Using fertilizer on crops allows us to grow more crops per acre and supply a large percentage of the food consumed both here and abroad. In reading this article it really got me to thinking about the debate “or lack of” about an energy policy.
We have one party saying drill and the other saying we cannot drill our way out of it. While we would all like to go to alternative fuels, such as biodiesel and ethanol, It suddenly dawned on me that we could be setting ourselves up for a far worse situation, then the current one we face now.
So I started doing a little digging, “Source of Half Earth’s Oxygen Gets Little Credit.” Now this is a little shocking, it is one thing to think about our planets temperature rising from green house gasses. Yet in our rush to create alternative fuel sources from renewable resources it would almost appear that we could drive most animal species to extinction!
In order to produce the required amount of plant life to generate enough biofuel it would require the massive use of fertilizer products. Just when you think you have a solution another problems arises.

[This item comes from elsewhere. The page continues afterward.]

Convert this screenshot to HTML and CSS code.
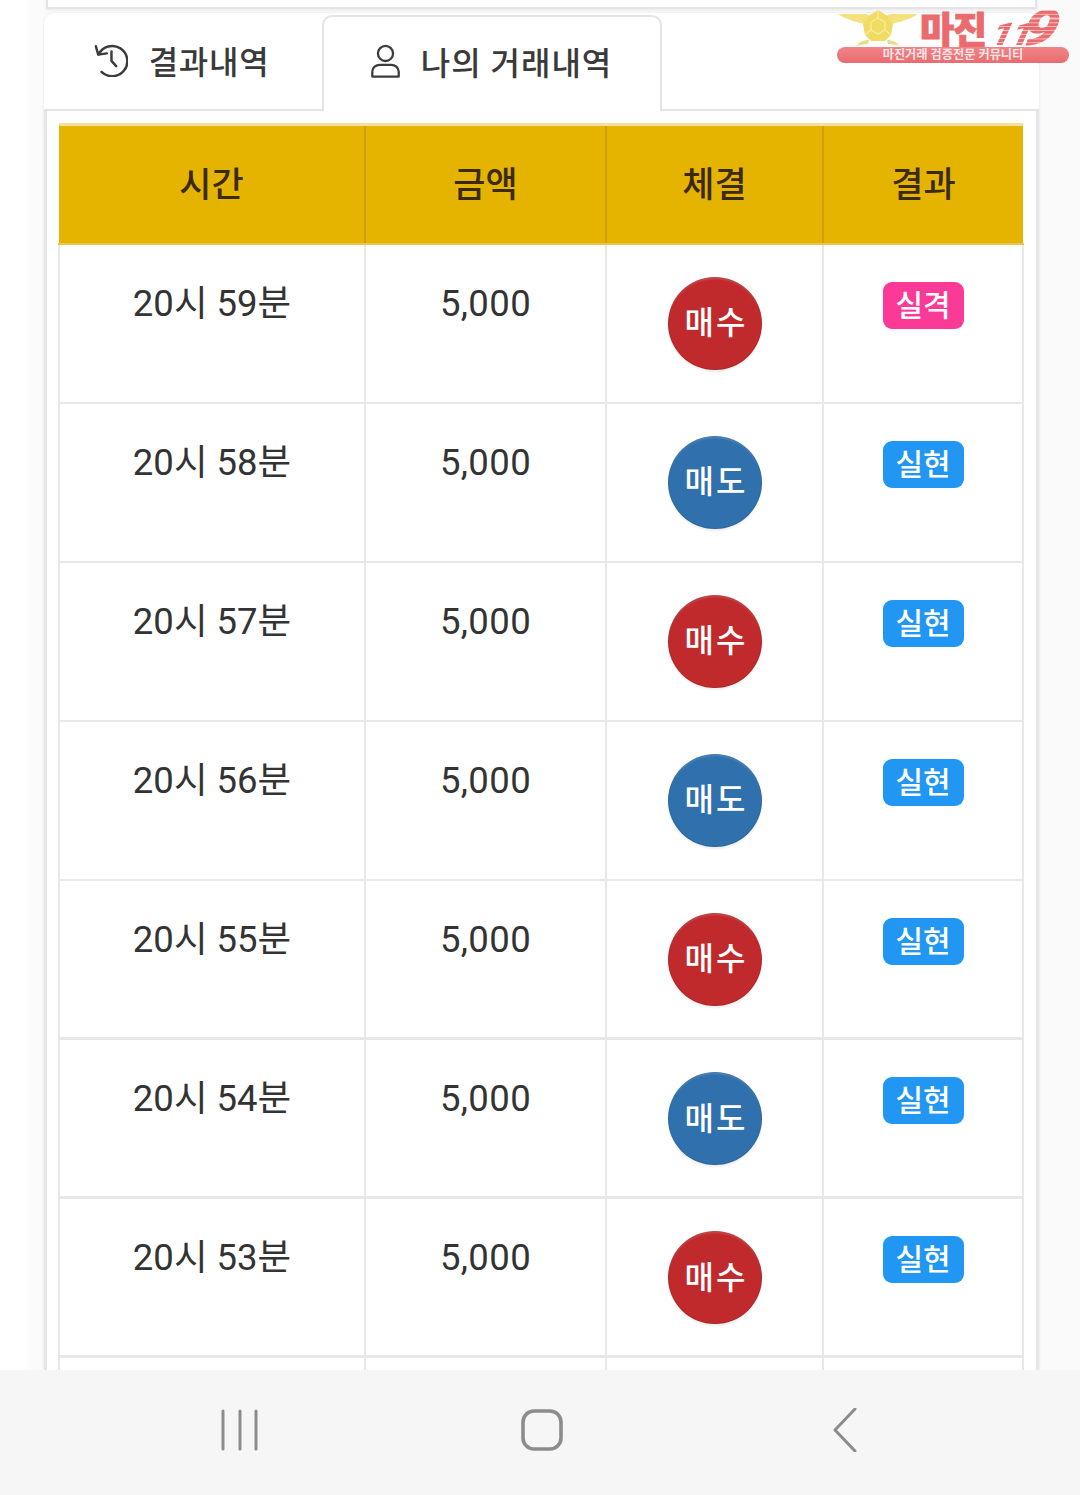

The more I look into alternative energy, the more convinced I become that solar energy is the right way to go. The more homes we have generating the power they need from the sun, then we can free up the large solar energy power plants to generate the massive amounts of electricity that will be needed to produce the hydrogen as a fuel source.
Solar Energy Power Plants
Should be pressed into use thus eliminating the need to burn fossil fuels to produce hydrogen which reports say would end up placing 6 times more carbon dioxide into the atmosphere then would have been placed there if you’d just used gasoline in the vehicle.
One thing is sure, we do need oxygen to survive. I’m sure that we could if we put our minds to it come up with a solution to prevent the leakage of fertilizer run off into the steams, rivers and oceans of the world.